Notes from the 8/11/2022 meeting of TFF collaborators

  • Proposed agenda topic: Jeremy Lewi will present his TFF-based ideas for new components that could be built
  • [JL] Focusing on simple federated analytics scenarios, connecting TFF with Google sheets to do simple fed averaging. Working in Kubernetes, reading from sheets.
  • [JL] One challenge is that currently workers are required to have ingress points.
    • This is often not the case, so need a transport layer that enables connectivity to be established in the opposite direction, workers calling a server.
    • Such component is not currently in the ecosystem.
  • [BC] Also saw the need for this. Currently using TFF in a limited fashion, in-house cloud where clients upload data. But, would need something like JL described above to migrate to a multi-datacenter setting.
  • [JL] Thinking of a layer that would enable workers to “pull” work items from a queue on a server - should it replace the existing runtime.
  • [KO] Don’t have to think of this in terms of “replacing” - you can keep the computation authoring and 98% of the runtime the same, and you’d just swap in the new component that works the way you propose instead off the remote executor as a mechanism for relaying executor requests top down.
  • [BC] Would you need it to be async, or would it work within the existing sync paradigm.
  • [BC] Also, some of the exiting platforms do use a “queue of tasks” approach, so this sounds like an established idea.
  • [BC] Introducing timeouts would also perhaps help to bridge the gap (to deal with slow workers or stragglers).
  • [KO] With respect to sync vs. async, we have collective abstractions in TFF that require the notion of a “cohort”. As such, there needs to be a time when some of the clients out there decide together to join a “cohort”, and the server would need to play a role in orchestrating this to happen. As long that’s done, the manner in which individual executor requests are relayed to clients can then vary. Remote executor that calls top-down is one way to go about it, but not the only one; a work items-based communication pattern like what was proposed above could also definitely fit into this structure. Seems like material for a small one-two pager proposal for someone to draft?
  • [JL] Volunteering to write down a proposal for a new component for us all to iterate on.
  • [JL] BTW, are there other adjacent repos with related functionality?
  • [KO] FYI, https://github.com/google/federated-compute also from Google, but that’s mostly focusing on a mobile scenario, it’s not connected to TFF at this point, and doesn’t contain the functionality you’re describing here, so it definitely makes sense to try and formulate a small proposal in this group.
  • [BD] Some questions to address: caching results, when to aggregate.
  • [Hao] Perhaps don’t need caching in this scenario if it’s not async
  • [KO] For scenarios that fit a simple MapReduce pattern, we do have some support in TFF, see https://www.tensorflow.org/federated/api_docs/python/tff/backends/mapreduce.
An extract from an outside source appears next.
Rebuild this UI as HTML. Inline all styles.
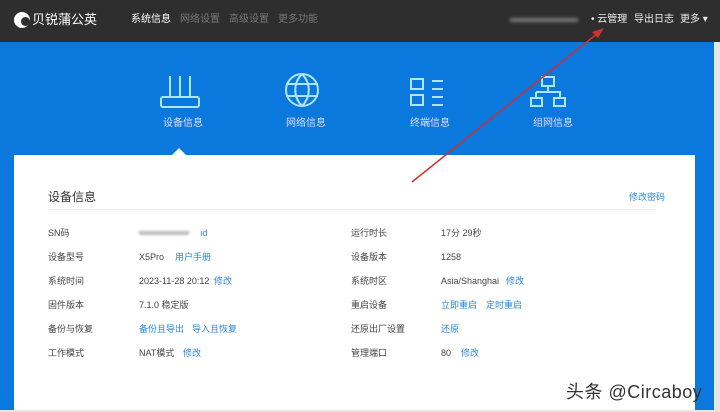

This library enables you to translate TFF computations into a MapReduce-like form that you could execute on a simpler platform. However, there’s some loss in expressiveness, and some of the ideas discussed earlier that required multiple rounds of back-and-forth communication between sevrr and clients wouldn’t be expressible in this framework. And, the cross-silo setting uniquely makes those types of ideas possible, since we’re dealing with groups of well-provisioned clients (silos) that can maintain long-lasting connections.
  • [Hao] What about collective ops, allreduce - are those supported or compatible
  • [KO] Not currently. Allreduce would have somewhat limited use, in that while it could be leveraged in a single fed avg scenario, it assumes no work is happening on the server in between rounds of processing. Won’t work in more general cases. But, having the two halves of it - efficient mode of broadcasting and efficient mode of aggregating, perhaps even with hardware acceleration, would be something we can take advantage of in TFF.
  • [KO] Sounds like JL is up for kicking off a draft of a proposal for a new component, and others have opinions for what should be in it - let’s collaborate (+1 from all in the room). To reconvene in 2 weeks, possibly with a draft to discuss.